**Prompt**. Note how many lines include the word "this", and give that number by itself.

**Supplied records**.

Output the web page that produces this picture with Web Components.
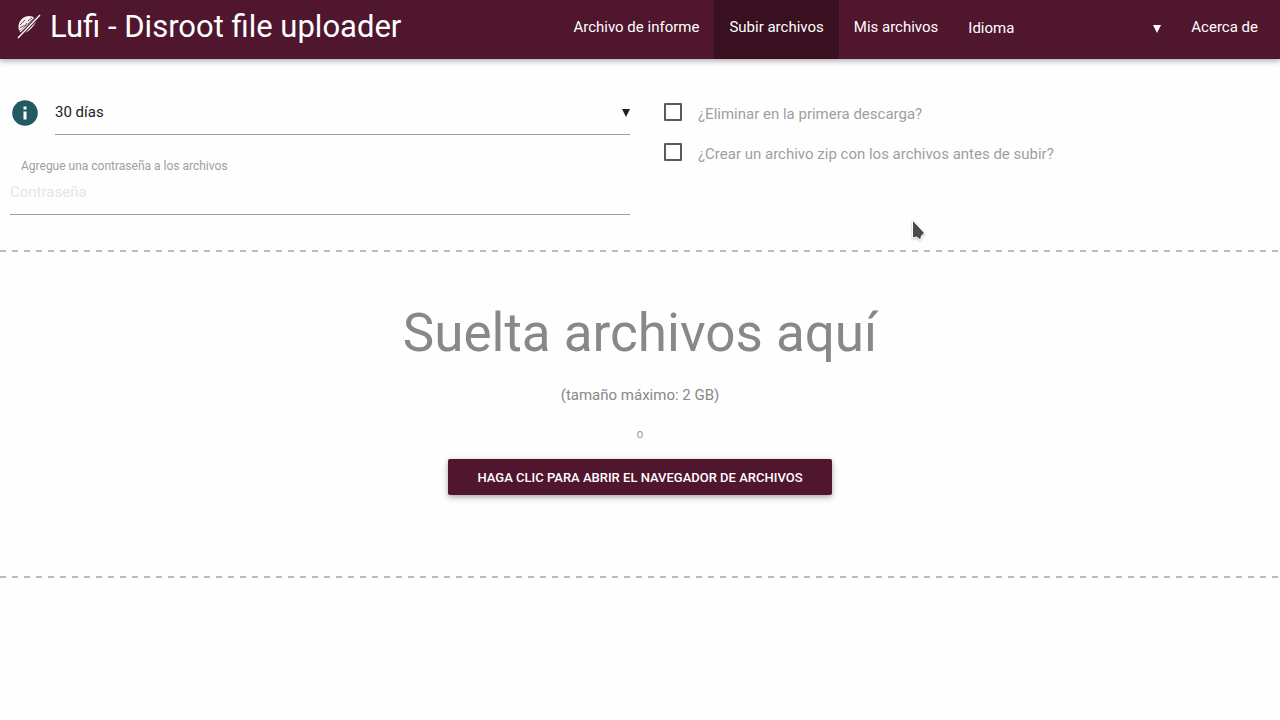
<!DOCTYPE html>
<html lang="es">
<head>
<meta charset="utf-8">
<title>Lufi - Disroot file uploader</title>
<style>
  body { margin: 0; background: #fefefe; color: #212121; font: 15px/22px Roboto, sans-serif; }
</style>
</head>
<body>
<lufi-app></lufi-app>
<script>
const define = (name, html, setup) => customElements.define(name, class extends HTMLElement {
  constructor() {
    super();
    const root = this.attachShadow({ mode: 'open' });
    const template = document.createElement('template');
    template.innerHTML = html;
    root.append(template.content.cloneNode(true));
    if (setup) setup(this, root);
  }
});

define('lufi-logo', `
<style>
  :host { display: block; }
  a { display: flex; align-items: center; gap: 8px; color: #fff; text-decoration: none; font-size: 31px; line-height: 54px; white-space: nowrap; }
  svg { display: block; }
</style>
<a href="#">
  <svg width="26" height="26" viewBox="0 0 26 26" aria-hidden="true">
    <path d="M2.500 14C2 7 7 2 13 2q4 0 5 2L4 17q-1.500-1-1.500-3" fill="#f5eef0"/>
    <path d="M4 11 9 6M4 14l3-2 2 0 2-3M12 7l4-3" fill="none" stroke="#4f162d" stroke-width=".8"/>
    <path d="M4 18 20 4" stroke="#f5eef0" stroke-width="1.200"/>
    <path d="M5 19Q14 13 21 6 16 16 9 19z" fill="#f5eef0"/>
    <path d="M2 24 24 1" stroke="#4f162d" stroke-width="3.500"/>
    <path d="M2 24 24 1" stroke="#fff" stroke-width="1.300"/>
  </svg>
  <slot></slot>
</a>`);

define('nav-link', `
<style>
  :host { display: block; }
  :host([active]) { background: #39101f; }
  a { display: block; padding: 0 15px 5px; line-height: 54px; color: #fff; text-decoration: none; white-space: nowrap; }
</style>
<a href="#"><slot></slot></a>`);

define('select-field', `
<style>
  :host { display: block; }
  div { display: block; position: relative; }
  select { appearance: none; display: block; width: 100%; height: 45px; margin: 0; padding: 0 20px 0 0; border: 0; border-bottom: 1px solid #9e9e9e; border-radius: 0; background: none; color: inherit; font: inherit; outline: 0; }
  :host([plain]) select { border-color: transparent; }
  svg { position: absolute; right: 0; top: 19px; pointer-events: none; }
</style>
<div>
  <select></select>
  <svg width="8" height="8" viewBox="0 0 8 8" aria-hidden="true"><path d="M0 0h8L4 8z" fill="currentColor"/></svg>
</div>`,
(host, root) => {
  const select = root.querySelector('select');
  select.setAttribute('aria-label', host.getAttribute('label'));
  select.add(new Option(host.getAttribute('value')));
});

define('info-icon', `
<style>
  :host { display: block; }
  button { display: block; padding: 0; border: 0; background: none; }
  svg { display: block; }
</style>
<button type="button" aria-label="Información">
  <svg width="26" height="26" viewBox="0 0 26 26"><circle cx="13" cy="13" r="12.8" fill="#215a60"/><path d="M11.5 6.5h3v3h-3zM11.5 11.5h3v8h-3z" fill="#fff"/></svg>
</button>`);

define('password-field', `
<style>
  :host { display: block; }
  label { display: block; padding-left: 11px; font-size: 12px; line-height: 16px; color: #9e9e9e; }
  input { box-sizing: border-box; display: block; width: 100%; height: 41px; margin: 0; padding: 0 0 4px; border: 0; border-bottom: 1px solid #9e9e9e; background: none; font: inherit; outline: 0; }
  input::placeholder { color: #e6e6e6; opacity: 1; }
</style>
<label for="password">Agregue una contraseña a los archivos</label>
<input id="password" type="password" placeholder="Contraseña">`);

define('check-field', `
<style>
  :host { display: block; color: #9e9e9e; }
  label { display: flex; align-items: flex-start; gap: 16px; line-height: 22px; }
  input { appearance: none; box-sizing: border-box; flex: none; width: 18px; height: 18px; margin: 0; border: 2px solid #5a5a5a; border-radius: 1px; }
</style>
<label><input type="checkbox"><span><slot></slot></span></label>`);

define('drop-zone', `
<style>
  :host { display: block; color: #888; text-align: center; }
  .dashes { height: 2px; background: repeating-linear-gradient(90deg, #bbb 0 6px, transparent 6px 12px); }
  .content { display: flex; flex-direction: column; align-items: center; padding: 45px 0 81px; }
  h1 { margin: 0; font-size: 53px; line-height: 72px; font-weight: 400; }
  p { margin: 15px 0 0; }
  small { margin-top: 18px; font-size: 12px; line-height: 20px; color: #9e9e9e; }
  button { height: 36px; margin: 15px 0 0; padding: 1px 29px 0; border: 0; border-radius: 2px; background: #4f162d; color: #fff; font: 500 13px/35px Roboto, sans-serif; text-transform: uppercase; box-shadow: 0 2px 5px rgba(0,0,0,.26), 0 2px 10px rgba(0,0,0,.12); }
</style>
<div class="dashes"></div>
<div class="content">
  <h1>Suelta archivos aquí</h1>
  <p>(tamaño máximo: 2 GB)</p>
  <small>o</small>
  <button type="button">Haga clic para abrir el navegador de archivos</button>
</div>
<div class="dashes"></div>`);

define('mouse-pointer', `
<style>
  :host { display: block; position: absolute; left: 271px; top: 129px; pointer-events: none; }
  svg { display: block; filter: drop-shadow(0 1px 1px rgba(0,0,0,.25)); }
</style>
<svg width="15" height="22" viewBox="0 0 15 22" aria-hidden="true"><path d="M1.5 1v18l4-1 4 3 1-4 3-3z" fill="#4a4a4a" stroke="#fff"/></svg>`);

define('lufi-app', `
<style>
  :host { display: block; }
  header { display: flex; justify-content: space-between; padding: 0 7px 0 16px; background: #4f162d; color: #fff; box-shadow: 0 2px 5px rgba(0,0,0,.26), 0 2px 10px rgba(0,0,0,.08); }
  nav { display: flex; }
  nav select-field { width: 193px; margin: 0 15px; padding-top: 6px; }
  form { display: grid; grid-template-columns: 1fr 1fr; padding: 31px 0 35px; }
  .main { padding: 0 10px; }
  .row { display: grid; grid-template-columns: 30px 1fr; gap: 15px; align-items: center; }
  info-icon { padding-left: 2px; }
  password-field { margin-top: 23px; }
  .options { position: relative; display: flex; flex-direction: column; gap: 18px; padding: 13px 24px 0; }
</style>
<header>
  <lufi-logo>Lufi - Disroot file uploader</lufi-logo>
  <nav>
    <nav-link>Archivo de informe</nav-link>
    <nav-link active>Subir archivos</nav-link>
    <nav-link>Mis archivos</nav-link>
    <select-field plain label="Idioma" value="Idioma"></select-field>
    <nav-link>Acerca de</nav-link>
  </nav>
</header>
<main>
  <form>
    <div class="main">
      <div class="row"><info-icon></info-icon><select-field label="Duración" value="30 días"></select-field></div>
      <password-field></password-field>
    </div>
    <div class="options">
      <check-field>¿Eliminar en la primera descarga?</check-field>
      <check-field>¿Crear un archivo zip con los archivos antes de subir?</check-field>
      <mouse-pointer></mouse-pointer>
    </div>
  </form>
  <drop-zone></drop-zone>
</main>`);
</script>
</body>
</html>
---
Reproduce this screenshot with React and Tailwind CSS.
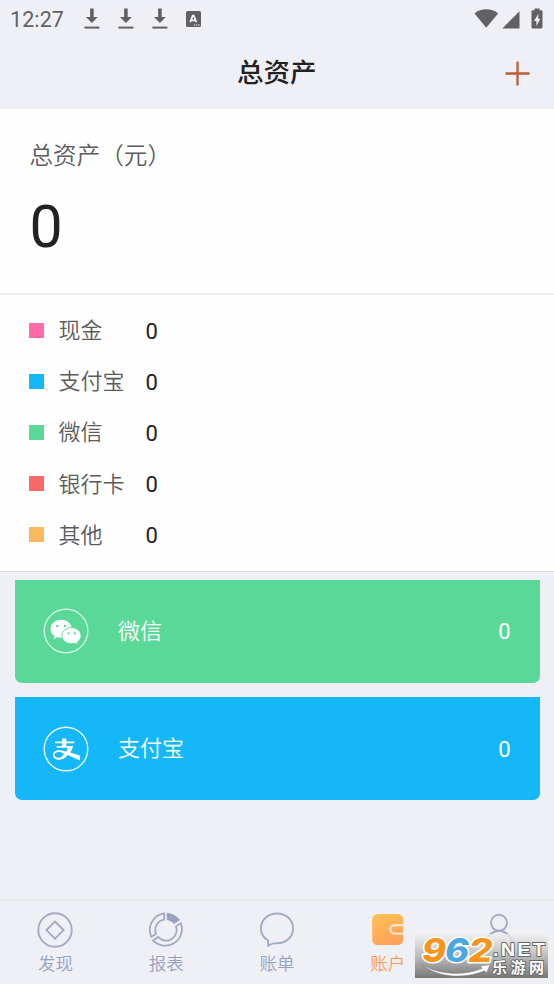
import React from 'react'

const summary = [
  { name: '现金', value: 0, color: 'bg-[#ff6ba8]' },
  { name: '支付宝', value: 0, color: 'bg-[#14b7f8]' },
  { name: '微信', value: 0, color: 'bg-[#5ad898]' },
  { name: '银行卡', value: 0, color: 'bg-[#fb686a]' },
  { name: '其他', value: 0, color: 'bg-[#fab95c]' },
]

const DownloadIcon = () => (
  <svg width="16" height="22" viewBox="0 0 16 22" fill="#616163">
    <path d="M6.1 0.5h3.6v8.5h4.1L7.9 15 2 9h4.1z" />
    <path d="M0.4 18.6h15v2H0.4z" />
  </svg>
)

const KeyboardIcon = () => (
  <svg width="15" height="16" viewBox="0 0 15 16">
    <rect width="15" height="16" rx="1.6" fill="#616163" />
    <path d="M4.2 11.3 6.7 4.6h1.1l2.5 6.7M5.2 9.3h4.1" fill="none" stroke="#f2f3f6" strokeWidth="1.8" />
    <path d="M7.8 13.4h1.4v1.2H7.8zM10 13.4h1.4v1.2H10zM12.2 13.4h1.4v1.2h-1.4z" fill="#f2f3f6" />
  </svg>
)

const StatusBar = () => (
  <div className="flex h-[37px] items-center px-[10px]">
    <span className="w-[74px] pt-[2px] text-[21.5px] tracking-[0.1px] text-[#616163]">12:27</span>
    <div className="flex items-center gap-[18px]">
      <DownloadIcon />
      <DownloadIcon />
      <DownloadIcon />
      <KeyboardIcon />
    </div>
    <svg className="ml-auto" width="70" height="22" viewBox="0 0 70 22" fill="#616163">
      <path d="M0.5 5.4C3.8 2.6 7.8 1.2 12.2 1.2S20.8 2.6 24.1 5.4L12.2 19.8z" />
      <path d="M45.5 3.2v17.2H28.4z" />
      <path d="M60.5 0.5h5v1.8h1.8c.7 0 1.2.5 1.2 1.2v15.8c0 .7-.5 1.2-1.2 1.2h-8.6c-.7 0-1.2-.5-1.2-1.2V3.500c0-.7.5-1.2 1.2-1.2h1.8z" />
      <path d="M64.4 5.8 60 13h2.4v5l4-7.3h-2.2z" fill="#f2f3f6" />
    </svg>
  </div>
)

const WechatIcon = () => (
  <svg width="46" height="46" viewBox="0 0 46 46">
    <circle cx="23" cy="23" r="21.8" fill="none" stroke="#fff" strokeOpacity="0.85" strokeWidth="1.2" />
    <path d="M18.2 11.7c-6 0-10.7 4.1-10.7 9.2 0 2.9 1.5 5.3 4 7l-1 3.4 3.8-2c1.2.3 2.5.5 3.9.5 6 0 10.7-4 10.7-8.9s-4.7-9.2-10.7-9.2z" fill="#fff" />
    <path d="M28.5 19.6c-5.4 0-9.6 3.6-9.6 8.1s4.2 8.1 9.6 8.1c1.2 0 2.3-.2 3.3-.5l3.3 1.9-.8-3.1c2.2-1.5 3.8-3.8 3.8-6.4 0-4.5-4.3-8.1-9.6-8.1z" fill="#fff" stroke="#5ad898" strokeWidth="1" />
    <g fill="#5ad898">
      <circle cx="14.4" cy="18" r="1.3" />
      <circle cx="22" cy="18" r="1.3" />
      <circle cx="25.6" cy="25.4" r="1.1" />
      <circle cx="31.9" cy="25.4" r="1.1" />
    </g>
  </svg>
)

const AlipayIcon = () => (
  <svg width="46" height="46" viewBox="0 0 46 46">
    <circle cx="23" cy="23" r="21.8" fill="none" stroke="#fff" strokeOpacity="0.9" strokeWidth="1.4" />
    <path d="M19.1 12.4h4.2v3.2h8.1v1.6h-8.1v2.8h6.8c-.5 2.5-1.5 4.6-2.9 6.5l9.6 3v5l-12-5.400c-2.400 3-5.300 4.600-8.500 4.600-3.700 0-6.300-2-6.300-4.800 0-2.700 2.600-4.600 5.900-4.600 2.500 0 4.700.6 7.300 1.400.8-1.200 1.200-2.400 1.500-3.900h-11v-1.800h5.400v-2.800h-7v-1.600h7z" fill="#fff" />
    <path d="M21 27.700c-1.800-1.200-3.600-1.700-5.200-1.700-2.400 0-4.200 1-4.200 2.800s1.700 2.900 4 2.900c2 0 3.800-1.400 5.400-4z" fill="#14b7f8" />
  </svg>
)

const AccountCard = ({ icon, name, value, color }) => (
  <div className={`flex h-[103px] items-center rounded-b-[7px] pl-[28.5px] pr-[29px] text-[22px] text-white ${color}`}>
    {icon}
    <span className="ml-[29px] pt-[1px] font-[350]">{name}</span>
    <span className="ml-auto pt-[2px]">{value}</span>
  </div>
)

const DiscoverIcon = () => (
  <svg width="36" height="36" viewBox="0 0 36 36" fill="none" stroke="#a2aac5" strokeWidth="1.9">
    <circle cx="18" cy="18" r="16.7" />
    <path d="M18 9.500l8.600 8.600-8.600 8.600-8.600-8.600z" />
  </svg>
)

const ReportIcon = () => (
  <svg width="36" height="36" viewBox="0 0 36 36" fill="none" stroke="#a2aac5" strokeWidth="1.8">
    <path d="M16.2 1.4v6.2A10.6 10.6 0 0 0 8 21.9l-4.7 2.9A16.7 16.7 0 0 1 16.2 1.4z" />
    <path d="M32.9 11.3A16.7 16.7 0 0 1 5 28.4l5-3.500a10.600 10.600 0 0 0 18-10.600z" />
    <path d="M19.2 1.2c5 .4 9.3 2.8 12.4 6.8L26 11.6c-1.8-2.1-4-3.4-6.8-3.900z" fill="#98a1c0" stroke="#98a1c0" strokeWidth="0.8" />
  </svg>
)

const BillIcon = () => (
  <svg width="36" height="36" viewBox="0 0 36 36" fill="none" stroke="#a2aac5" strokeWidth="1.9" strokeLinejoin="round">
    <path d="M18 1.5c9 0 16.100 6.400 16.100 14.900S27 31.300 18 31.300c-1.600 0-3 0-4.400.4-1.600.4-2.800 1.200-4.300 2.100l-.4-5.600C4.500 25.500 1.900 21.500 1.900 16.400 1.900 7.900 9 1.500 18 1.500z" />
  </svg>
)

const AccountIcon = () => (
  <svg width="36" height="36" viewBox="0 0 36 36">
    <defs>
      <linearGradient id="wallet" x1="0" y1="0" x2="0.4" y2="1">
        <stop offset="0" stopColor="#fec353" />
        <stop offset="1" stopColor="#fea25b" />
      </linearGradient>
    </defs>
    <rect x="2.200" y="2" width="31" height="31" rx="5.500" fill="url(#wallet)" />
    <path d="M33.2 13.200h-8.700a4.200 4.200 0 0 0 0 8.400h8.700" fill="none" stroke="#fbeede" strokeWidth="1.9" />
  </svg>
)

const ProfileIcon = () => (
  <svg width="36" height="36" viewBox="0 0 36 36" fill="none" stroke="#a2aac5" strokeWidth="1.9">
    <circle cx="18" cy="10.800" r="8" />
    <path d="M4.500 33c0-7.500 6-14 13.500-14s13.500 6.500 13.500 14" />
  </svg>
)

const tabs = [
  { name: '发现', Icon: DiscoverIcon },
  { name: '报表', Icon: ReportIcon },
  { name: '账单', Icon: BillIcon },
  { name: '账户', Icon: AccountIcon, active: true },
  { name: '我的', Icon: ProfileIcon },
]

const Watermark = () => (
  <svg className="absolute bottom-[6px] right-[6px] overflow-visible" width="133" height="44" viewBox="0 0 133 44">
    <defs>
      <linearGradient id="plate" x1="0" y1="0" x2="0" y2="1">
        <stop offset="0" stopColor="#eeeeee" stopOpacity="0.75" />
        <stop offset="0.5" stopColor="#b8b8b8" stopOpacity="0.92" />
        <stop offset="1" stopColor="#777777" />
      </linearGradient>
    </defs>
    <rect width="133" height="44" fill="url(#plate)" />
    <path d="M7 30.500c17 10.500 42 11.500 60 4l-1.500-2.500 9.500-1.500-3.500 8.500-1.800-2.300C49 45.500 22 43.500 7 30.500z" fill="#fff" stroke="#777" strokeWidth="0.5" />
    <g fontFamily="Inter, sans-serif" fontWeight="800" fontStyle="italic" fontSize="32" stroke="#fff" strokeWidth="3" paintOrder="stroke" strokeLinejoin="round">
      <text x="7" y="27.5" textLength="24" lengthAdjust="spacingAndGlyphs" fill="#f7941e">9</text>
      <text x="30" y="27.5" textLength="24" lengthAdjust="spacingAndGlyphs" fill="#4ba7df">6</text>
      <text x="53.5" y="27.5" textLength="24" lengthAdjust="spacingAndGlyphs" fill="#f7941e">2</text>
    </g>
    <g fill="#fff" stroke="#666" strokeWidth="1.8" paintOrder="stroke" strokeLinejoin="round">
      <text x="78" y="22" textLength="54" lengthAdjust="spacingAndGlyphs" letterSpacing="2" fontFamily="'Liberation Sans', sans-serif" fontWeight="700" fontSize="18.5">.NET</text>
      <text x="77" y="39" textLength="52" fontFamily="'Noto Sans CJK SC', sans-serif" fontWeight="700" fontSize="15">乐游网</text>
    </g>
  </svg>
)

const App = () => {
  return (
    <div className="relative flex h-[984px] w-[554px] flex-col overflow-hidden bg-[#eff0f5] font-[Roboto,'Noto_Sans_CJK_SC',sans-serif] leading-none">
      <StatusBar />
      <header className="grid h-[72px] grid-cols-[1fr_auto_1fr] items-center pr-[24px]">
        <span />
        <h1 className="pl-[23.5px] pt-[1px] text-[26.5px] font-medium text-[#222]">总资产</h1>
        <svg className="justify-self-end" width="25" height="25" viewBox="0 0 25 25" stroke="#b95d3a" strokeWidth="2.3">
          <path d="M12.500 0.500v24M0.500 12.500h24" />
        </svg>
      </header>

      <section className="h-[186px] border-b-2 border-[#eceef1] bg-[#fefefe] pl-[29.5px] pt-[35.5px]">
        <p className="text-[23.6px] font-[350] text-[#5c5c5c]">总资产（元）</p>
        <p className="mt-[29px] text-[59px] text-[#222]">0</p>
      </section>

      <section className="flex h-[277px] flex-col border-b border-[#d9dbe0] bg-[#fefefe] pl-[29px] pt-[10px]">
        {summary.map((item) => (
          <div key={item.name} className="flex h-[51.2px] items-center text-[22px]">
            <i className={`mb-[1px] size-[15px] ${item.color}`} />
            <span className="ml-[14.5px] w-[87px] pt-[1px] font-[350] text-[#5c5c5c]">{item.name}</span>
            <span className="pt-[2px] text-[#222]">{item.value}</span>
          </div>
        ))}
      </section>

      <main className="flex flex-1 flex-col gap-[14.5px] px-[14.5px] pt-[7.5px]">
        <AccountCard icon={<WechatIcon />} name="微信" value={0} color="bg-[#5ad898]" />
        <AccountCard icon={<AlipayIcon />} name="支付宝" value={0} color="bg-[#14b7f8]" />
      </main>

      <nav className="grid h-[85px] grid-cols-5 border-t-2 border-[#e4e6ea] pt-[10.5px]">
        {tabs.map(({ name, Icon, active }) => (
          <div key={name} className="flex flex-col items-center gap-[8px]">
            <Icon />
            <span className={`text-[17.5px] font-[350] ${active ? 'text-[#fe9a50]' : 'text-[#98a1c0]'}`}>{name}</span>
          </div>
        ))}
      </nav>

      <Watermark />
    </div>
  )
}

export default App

**The reply**. 4